• [INFORMATION SHOWN]
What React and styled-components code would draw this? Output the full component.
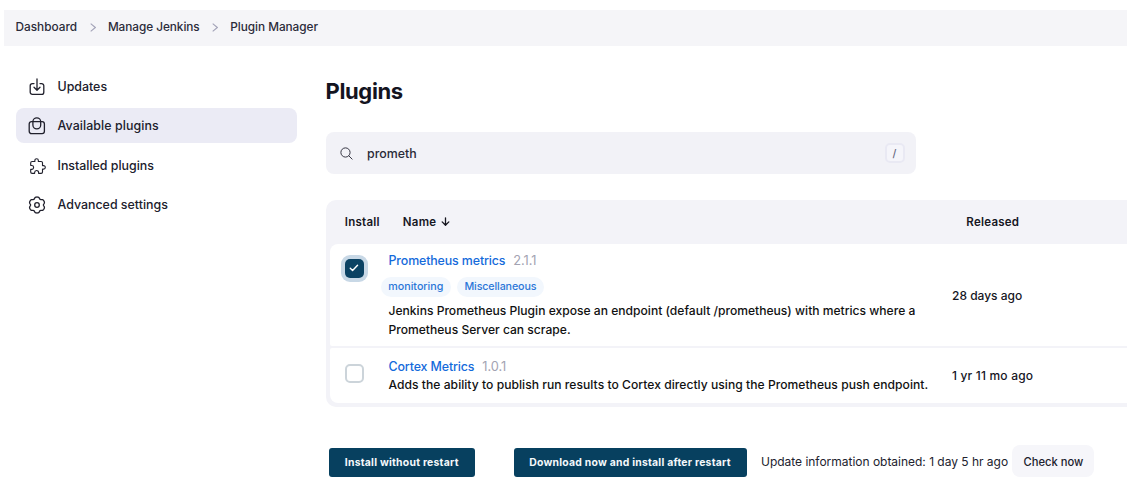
import React from "react";
import styled, { createGlobalStyle } from "styled-components";
import { IoExtensionPuzzleOutline, IoSearchOutline } from "react-icons/io5";

const Global = createGlobalStyle`
  *, *::before, *::after { box-sizing: border-box; }
  body {
    margin: 0;
    background: #fff;
    color: #16161f;
    font-family: Inter, "Liberation Sans", sans-serif;
    font-size: 12px;
    font-weight: 500;
    overflow: hidden;
  }
`;

const Page = styled.div`
  width: 1127px;
  height: 500px;
  padding: 10px 0 0 4px;
  overflow: hidden;
`;

const Breadcrumbs = styled.nav`
  display: flex;
  align-items: center;
  height: 36px;
  padding: 0 0 2px 11.5px;
  background: #f5f5f8;
  color: #2b2b3a;
`;

const Crumb = styled.span`
  width: ${(p) => p.$width}px;
  white-space: nowrap;
  font-size: 11.8px;
  letter-spacing: ${(p) => p.$track || 0}px;
`;

const Separator = styled.svg`
  width: 6px;
  height: 9px;
  margin: 0 12.3px 0 12.6px;
  fill: none;
  stroke: #a3a3b8;
  stroke-width: 1.1;
`;

const Body = styled.div`
  display: flex;
`;

const Sidebar = styled.aside`
  display: flex;
  flex-direction: column;
  gap: 4.4px;
  width: 281.5px;
  margin: 22.5px 28.5px 0 11.5px;
  flex: none;
`;

const NavItem = styled.a`
  display: flex;
  align-items: center;
  gap: 11.5px;
  height: 35px;
  padding: 2px 0 0 12.5px;
  border-radius: 8px;
  background: ${(p) => (p.$active ? "#ebebf5" : "transparent")};
  color: #20202c;
  font-size: 12.4px;
  line-height: 16px;
  letter-spacing: ${(p) => p.$track || 0}px;
  white-space: nowrap;

  svg {
    width: 18px;
    height: 18px;
    flex: none;
  }
`;

const LineIcon = styled.svg`
  fill: none;
  stroke: currentColor;
  stroke-width: 1.3;
  stroke-linecap: round;
  stroke-linejoin: round;
`;

const PuzzleIcon = styled(IoExtensionPuzzleOutline)`
  transform: translateX(1px);
`;

const Main = styled.main`
  flex: 1;
  min-width: 0;
`;

const Title = styled.h1`
  margin: 31px 0 0;
  font-size: 22px;
  line-height: 28px;
  font-weight: 700;
  letter-spacing: -0.35px;
  color: #14141f;
`;

const SearchBar = styled.div`
  display: flex;
  align-items: center;
  width: 590.5px;
  height: 42px;
  margin-top: 27px;
  padding: 0 11.5px 0 13px;
  border-radius: 8px;
  background: #f2f2f7;
  color: #2a2a38;
  font-size: 12.4px;

  svg {
    width: 15px;
    height: 15px;
    margin-right: 13.5px;
  }
`;

const Key = styled.kbd`
  display: flex;
  align-items: center;
  justify-content: center;
  width: 20px;
  height: 20px;
  margin-left: auto;
  border: 2px solid #e9e9f3;
  border-radius: 5px;
  background: #f5f5fa;
  color: #66667c;
  font-family: inherit;
  font-size: 10.5px;
`;

const Table = styled.section`
  width: 820px;
  height: 207px;
  margin-top: 26px;
  padding: 0 4px 4px;
  border-radius: 10px;
  background: #f3f3f8;
`;

const TableHead = styled.header`
  display: flex;
  align-items: center;
  height: 43.5px;
  padding-left: 15.3px;
  font-size: 11.5px;
  font-weight: 600;
  letter-spacing: 0.25px;
`;

const HeadCell = styled.span`
  display: flex;
  align-items: center;
  gap: 5px;
  width: ${(p) => p.$width}px;
  white-space: nowrap;
`;

const ArrowDown = styled(LineIcon)`
  width: 9px;
  height: 9px;
`;

const Row = styled.div`
  display: flex;
  height: ${(p) => p.$height}px;
  padding-left: 15px;
  margin-bottom: 2.5px;
  border-radius: ${(p) => (p.$first ? "8px 8px 2px 2px" : "2px 2px 8px 8px")};
  background: #fff;
`;

const Checkbox = styled.span`
  display: flex;
  align-items: center;
  justify-content: center;
  flex: none;
  width: 19px;
  height: 19px;
  margin: ${(p) => p.$top}px 25px 0 0;
  border-radius: 5px;
  border: ${(p) => (p.$checked ? "0" : "2px solid #ccd4da")};
  background: ${(p) => (p.$checked ? "#0b4263" : "#fff")};
  box-shadow: ${(p) => (p.$checked ? "0 0 0 4px #c8d8e6" : "none")};
`;

const Details = styled.div`
  width: 563.5px;
  flex: none;
  padding-top: ${(p) => p.$top}px;
`;

const Heading = styled.div`
  display: flex;
  gap: 7.8px;
  font-size: 12.4px;
  line-height: 18px;
`;

const PluginLink = styled.a`
  color: #146adb;
  letter-spacing: -0.12px;
`;

const Version = styled.span`
  color: #a3a3b2;
  font-size: 12.8px;
  font-weight: 400;
`;

const Tags = styled.div`
  display: flex;
  gap: 6.5px;
  margin: 7px 0 5.5px -7.5px;
`;

const Tag = styled.a`
  height: 20px;
  padding: 0 7.3px;
  border-radius: 10px;
  background: #f2f7fd;
  color: #2a76d8;
  font-size: 10.7px;
  line-height: 20px;
  letter-spacing: ${(p) => p.$track || 0}px;
`;

const Description = styled.p`
  margin: 0;
  font-size: 12.1px;
  line-height: 18.6px;
  letter-spacing: ${(p) => p.$track || 0}px;
  color: #111;
  white-space: nowrap;
`;

const Released = styled.span`
  align-self: center;
  padding-top: ${(p) => p.$shift}px;
  font-size: 12px;
  letter-spacing: ${(p) => p.$track || 0}px;
  white-space: nowrap;
`;

const Footer = styled.footer`
  display: flex;
  align-items: center;
  margin: 38px 0 0 3px;
`;

const PrimaryButton = styled.button`
  width: ${(p) => p.$width}px;
  height: 28.5px;
  margin: 3px ${(p) => p.$gap}px 0 0;
  padding: 0;
  border: 0;
  border-radius: 3px;
  background: #07405f;
  color: #f4f8fb;
  font-family: inherit;
  font-size: 10.4px;
  font-weight: 700;
  letter-spacing: 0.24px;
  white-space: nowrap;
`;

const UpdateInfo = styled.span`
  width: 251px;
  font-size: 12px;
  font-weight: 400;
  letter-spacing: -0.02px;
  color: #22222e;
  white-space: nowrap;
`;

const CheckButton = styled.button`
  width: 82px;
  height: 32px;
  padding: 1.5px 0 0 1px;
  border: 0;
  border-radius: 8px;
  background: #f6f6fa;
  color: #20202c;
  font-family: inherit;
  font-size: 11.2px;
  font-weight: 500;
`;

const Chevron = () => (
  <Separator viewBox="0 0 6 9">
    <path d="M.7.7 5.3 4.5.7 8.3" />
  </Separator>
);

const DownloadIcon = () => (
  <LineIcon viewBox="0 0 18 18">
    <path d="M6 5.6H4.4a2.2 2.2 0 0 0-2.200 2.200v6.400a2.200 2.200 0 0 0 2.200 2.200h9.200a2.200 2.200 0 0 0 2.200-2.200V7.800a2.200 2.200 0 0 0-2.200-2.200H12M9 1v11M6 9.200l3 3 3-3" />
  </LineIcon>
);

const BagIcon = () => (
  <LineIcon viewBox="0 0 18 18">
    <rect x="1.2" y="4.6" width="15.2" height="12" rx="2.3" />
    <path d="M4.9 8V4.7a3.9 3.9 0 0 1 7.8 0V8a3.9 3.9 0 0 1-7.8 0z" />
  </LineIcon>
);

const gearPoints = Array.from({ length: 72 }, (_, i) => {
  const angle = (i / 72) * Math.PI * 2;
  const radius = 7.4 + 0.8 * Math.cos(6 * angle) - 0.22 * Math.cos(12 * angle);
  return `${(9 + radius * Math.sin(angle)).toFixed(2)},${(9 - radius * Math.cos(angle)).toFixed(2)}`;
}).join(" ");

const GearIcon = () => (
  <LineIcon viewBox="0 0 18 18">
    <polygon points={gearPoints} />
    <circle cx="9" cy="9" r="2.3" />
  </LineIcon>
);

export default function App() {
  return (
    <Page>
      <Global />
      <Breadcrumbs>
        <Crumb $width={61.5}>Dashboard</Crumb>
        <Chevron />
        <Crumb $width={91.5} $track={-0.05}>Manage Jenkins</Crumb>
        <Chevron />
        <Crumb $width={90} $track={-0.04}>Plugin Manager</Crumb>
      </Breadcrumbs>
      <Body>
        <Sidebar>
          <NavItem><DownloadIcon />Updates</NavItem>
          <NavItem $active $track={0.08}><BagIcon />Available plugins</NavItem>
          <NavItem><PuzzleIcon />Installed plugins</NavItem>
          <NavItem><GearIcon />Advanced settings</NavItem>
        </Sidebar>
        <Main>
          <Title>Plugins</Title>
          <SearchBar>
            <IoSearchOutline />
            prometh
            <Key>/</Key>
          </SearchBar>
          <Table>
            <TableHead>
              <HeadCell $width={58}>Install</HeadCell>
              <HeadCell $width={563.5}>
                Name
                <ArrowDown viewBox="0 0 9 9">
                  <path d="M4.5.8V8M1.2 4.9 4.5 8.2 7.8 4.9" />
                </ArrowDown>
              </HeadCell>
              <HeadCell $width={60}>Released</HeadCell>
            </TableHead>
            <Row $height={102} $first>
              <Checkbox $checked $top={15}>
                <svg width="10" height="8" viewBox="0 0 11 9" fill="none" stroke="#fff" strokeWidth="1.6" strokeLinecap="round" strokeLinejoin="round">
                  <path d="M1.3 4.8 3.9 7.3 9.5 1.3" />
                </svg>
              </Checkbox>
              <Details $top={8}>
                <Heading>
                  <PluginLink>Prometheus metrics</PluginLink>
                  <Version>2.1.1</Version>
                </Heading>
                <Tags>
                  <Tag>monitoring</Tag>
                  <Tag $track={-0.12}>Miscellaneous</Tag>
                </Tags>
                <Description>
                  Jenkins Prometheus Plugin expose an endpoint (default /prometheus) with metrics where a
                  <br />
                  Prometheus Server can scrape.
                </Description>
              </Details>
              <Released $shift={1}>28 days ago</Released>
            </Row>
            <Row $height={55}>
              <Checkbox $top={15.5} />
              <Details $top={9.5}>
                <Heading>
                  <PluginLink>Cortex Metrics</PluginLink>
                  <Version>1.0.1</Version>
                </Heading>
                <Description $track={0.035}>
                  Adds the ability to publish run results to Cortex directly using the Prometheus push endpoint.
                </Description>
              </Details>
              <Released $shift={0} $track={0.18}>1 yr 11 mo ago</Released>
            </Row>
          </Table>
          <Footer>
            <PrimaryButton $width={146.5} $gap={38.5}>Install without restart</PrimaryButton>
            <PrimaryButton $width={233} $gap={14.5}>Download now and install after restart</PrimaryButton>
            <UpdateInfo>Update information obtained: 1 day 5 hr ago</UpdateInfo>
            <CheckButton>Check now</CheckButton>
          </Footer>
        </Main>
      </Body>
    </Page>
  );
}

• [EXERCISE TASK] Find each line holding the string "components" and copy it out.

• [EXERCISE ANSWER]
What React and styled-components code would draw this? Output the full component.
import styled, { createGlobalStyle } from "styled-components";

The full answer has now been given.